Wide receiver Darius Slayton hadn’t exactly been skeptical about Dart, but he was one of the loudest voices speaking in support of Russell Wilson before his benching cleared the way for Dart to become the starter. After Sunday, Slayton seemed fully convinced.
“You always have belief in practice but . . . the final verdict comes on game day,” he said. “That was a huge confidence boost for him but also for the team.”
Veterans kept talking about the poise with which Dart functioned. He may not have done everything perfectly during the game, but it seemed as if he said all the right things.

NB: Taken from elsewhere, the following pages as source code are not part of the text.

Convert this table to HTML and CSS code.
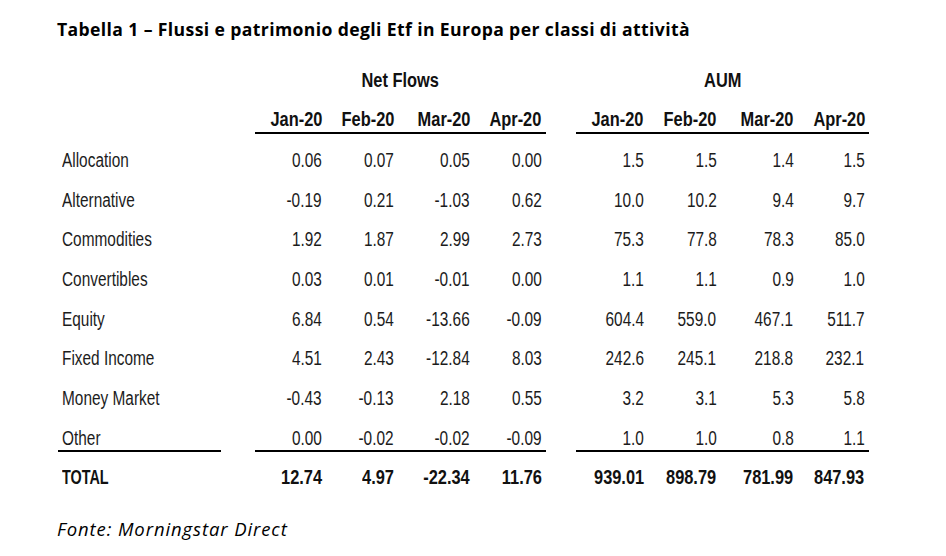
FILE: index.html
```html
<!DOCTYPE html>
<html lang="it">
<head>
<meta charset="utf-8">
<title>Tabella 1</title>
<link rel="stylesheet" href="styles.css">
</head>
<body>
<div class="page">
  <h1 class="title">Tabella 1 – Flussi e patrimonio degli Etf in Europa per classi di attività</h1>
  <table class="tbl">
    <colgroup>
      <col class="c-label"><col class="c-gap1">
      <col class="c-n1"><col class="c-n2"><col class="c-n3"><col class="c-n4">
      <col class="c-gap2">
      <col class="c-a1"><col class="c-a2"><col class="c-a3"><col class="c-a4">
    </colgroup>
    <thead>
      <tr class="grp">
        <th></th><th></th><th colspan="4" class="center"><span>Net Flows</span></th><th></th><th colspan="4" class="center"><span>AUM</span></th>
      </tr>
      <tr class="months">
        <th></th><th></th>
        <th class="ul"><span>Jan-20</span></th><th class="ul"><span>Feb-20</span></th><th class="ul"><span>Mar-20</span></th><th class="ul"><span>Apr-20</span></th>
        <th></th>
        <th class="ul"><span>Jan-20</span></th><th class="ul"><span>Feb-20</span></th><th class="ul"><span>Mar-20</span></th><th class="ul"><span>Apr-20</span></th>
      </tr>
    </thead>
    <tbody>
      <tr class="row"><td class="lbl"><span>Allocation</span></td><td></td><td><span>0.06</span></td><td><span>0.07</span></td><td><span>0.05</span></td><td><span>0.00</span></td><td></td><td><span>1.5</span></td><td><span>1.5</span></td><td><span>1.4</span></td><td><span>1.5</span></td></tr>
      <tr class="row"><td class="lbl"><span>Alternative</span></td><td></td><td><span>-0.19</span></td><td><span>0.21</span></td><td><span>-1.03</span></td><td><span>0.62</span></td><td></td><td><span>10.0</span></td><td><span>10.2</span></td><td><span>9.4</span></td><td><span>9.7</span></td></tr>
      <tr class="row"><td class="lbl"><span>Commodities</span></td><td></td><td><span>1.92</span></td><td><span>1.87</span></td><td><span>2.99</span></td><td><span>2.73</span></td><td></td><td><span>75.3</span></td><td><span>77.8</span></td><td><span>78.3</span></td><td><span>85.0</span></td></tr>
      <tr class="row"><td class="lbl"><span>Convertibles</span></td><td></td><td><span>0.03</span></td><td><span>0.01</span></td><td><span>-0.01</span></td><td><span>0.00</span></td><td></td><td><span>1.1</span></td><td><span>1.1</span></td><td><span>0.9</span></td><td><span>1.0</span></td></tr>
      <tr class="row"><td class="lbl"><span>Equity</span></td><td></td><td><span>6.84</span></td><td><span>0.54</span></td><td><span>-13.66</span></td><td><span>-0.09</span></td><td></td><td><span>604.4</span></td><td><span>559.0</span></td><td><span>467.1</span></td><td><span>511.7</span></td></tr>
      <tr class="row"><td class="lbl"><span>Fixed Income</span></td><td></td><td><span>4.51</span></td><td><span>2.43</span></td><td><span>-12.84</span></td><td><span>8.03</span></td><td></td><td><span>242.6</span></td><td><span>245.1</span></td><td><span>218.8</span></td><td><span>232.1</span></td></tr>
      <tr class="row"><td class="lbl"><span>Money Market</span></td><td></td><td><span>-0.43</span></td><td><span>-0.13</span></td><td><span>2.18</span></td><td><span>0.55</span></td><td></td><td><span>3.2</span></td><td><span>3.1</span></td><td><span>5.3</span></td><td><span>5.8</span></td></tr>
      <tr class="last"><td class="lbl ul"><span>Other</span></td><td></td><td class="ul"><span>0.00</span></td><td class="ul"><span>-0.02</span></td><td class="ul"><span>-0.02</span></td><td class="ul"><span>-0.09</span></td><td></td><td class="ul"><span>1.0</span></td><td class="ul"><span>1.0</span></td><td class="ul"><span>0.8</span></td><td class="ul"><span>1.1</span></td></tr>
      <tr class="total"><td class="lbl tot"><span>TOTAL</span></td><td></td><td><span>12.74</span></td><td><span>4.97</span></td><td><span>-22.34</span></td><td><span>11.76</span></td><td></td><td><span>939.01</span></td><td><span>898.79</span></td><td><span>781.99</span></td><td><span>847.93</span></td></tr>
    </tbody>
  </table>
  <p class="source">Fonte: Morningstar Direct</p>
</div>
</body>
</html>
```

FILE: styles.css
```css
html, body {
  margin: 0;
  padding: 0;
  background: #ffffff;
}

.page {
  width: 946px;
  height: 556px;
  padding: 16.5px 0 0 57px;
  box-sizing: border-box;
  overflow: hidden;
}

.title {
  margin: 0;
  font-family: "Open Sans", "Liberation Sans", sans-serif;
  font-weight: 700;
  font-size: 17.6px;
  line-height: 24px;
  letter-spacing: 0.38px;
  color: #000000;
}

.tbl {
  margin: 14.1px 0 0 1px;
  width: 810.5px;
  table-layout: fixed;
  border-collapse: separate;
  border-spacing: 0;
  font-family: "Liberation Sans", Arial, sans-serif;
  font-size: 20px;
  line-height: 22px;
  color: #1c1c1c;
}

.c-label { width: 163px; }
.c-gap1 { width: 34px; }
.c-n1 { width: 71px; }
.c-n2 { width: 71.5px; }
.c-n3 { width: 76.5px; }
.c-n4 { width: 71.5px; }
.c-gap2 { width: 30.5px; }
.c-a1 { width: 71.8px; }
.c-a2 { width: 72.7px; }
.c-a3 { width: 77px; }
.c-a4 { width: 71px; }

.tbl th,
.tbl td {
  padding: 0 4px 2.7px 4px;
  height: 39.7px;
  box-sizing: border-box;
  vertical-align: bottom;
  text-align: right;
  white-space: nowrap;
  font-weight: 400;
}

.tbl span {
  display: inline-block;
  transform: scaleX(0.77);
  transform-origin: right center;
}

.tbl th {
  font-weight: 700;
  color: #111111;
}

.tbl th span {
  transform: scaleX(0.82);
}

.tbl th.center {
  text-align: center;
  padding-left: 0;
  padding-right: 0;
}

.tbl th.center span {
  transform-origin: center center;
}

.grp th { padding-bottom: 2.8px; }
.months th { padding-bottom: 2px; }

.tbl .lbl {
  text-align: left;
}

.tbl .lbl span {
  transform-origin: left center;
}

.last td {
  height: 39.8px;
  padding-bottom: 0.7px;
}

.tbl .ul {
  border-bottom: 2px solid #000000;
}

.total td {
  font-weight: 700;
  color: #111111;
  padding-bottom: 3.5px;
}

.total td span {
  transform: scaleX(0.82);
}

.total td.tot span {
  transform: scaleX(0.72);
}

.source {
  margin: 26px 0 0 0;
  font-family: "Open Sans", "Liberation Sans", sans-serif;
  font-style: italic;
  font-size: 18.5px;
  line-height: 24px;
  letter-spacing: 0.9px;
  color: #000000;
}
```
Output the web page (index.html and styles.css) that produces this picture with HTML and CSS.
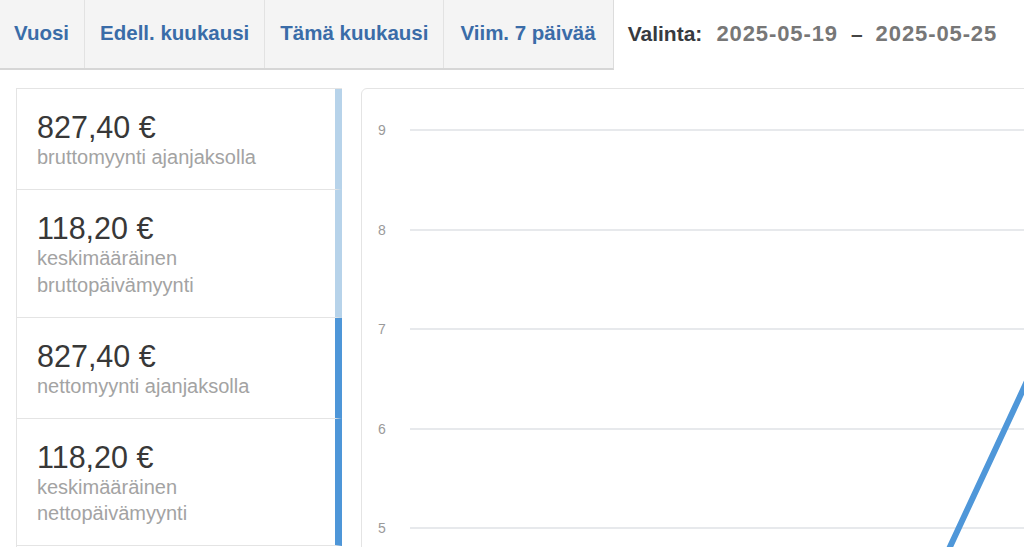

“The whole game he was saying, ‘Keep giving me the ball,’ ” defensive lineman Dexter Lawrence said. “You respect that. He would come to the defense and say that a lot. And the plays we needed, he made ’em.”
Added Slayton: “He was clear, cool with his calls. Communicated well.”
Dart even scored points when he kept his mouth shut.
“He kept staying positive,” rookie running back Cam Skattebo said, “and if he didn’t have anything positive to say, he stayed quiet, which is good, too. He tried not to let the negative in. I’m sure he thought a couple things were negative and he held them in.”
Dart described the game as a team win — “the defense carried us,” he said — and even gave a “big shout-out” to Wilson for the way he handled his demotion and helped Dart prepare (and yes, Wilson was one of those who found and embraced Dart early on during the postgame handshakes).
That is true, of course. This was a Giants win, not just a Dart one. The defensive line had 20 pressures on Justin Herbert and forced two takeaways. They even got a pair of field goals from replacement kicker Jude McAtamney, who is on the team with an international player roster exemption.
When the game needed to be won, though, the Giants put the ball in the hands of Dart. On third-and-5 just before the two-minute warning, they could have tried to run and burn some clock before punting but instead called a pass play. Dart hit tight end Theo Johnson, who earlier in the second half had caught his first touchdown pass, for a gain of 10. That it occurred on an off-script play that the two had not actually practiced but had only talked about during those long conversations and film sessions Dart held with all of his receivers made it all the more impressive.
“Not necessarily something we were taught but something where we were on the same page,” Johnson said of sitting in the zone rather than running through it as the play called for. “Just great tight end-quarterback connection there.”
As for Dart’s restrained reaction to his and the team’s performance, that might have been the least surprising element of the day for those who have gotten to know him.
“He expects that of himself,” Lawrence said. “That’s the confidence and the swagger that he has. That’s the biggest thing. That’s huge.”
“If you are a great competitor, you expect to win,” Slayton said. “I think he expects himself to play well and he expected our team to win, and that’s what happened.”
Dart did allow some of the significance of the moment to sink in. He spoke about how the victory is a “big confidence-builder” for the team and had appreciation for Daboll as “the guy who believed in me from Day 1.” He even seemed a bit awed by the fans — many of them kids — who were wearing his jersey and his haircut and his eye-black design at the game.
Ultimately, though, this was exactly what Dart believes he came here to do.
“This is just the start,” he said.
OK, sure. But it’s hard to imagine it having gone any better.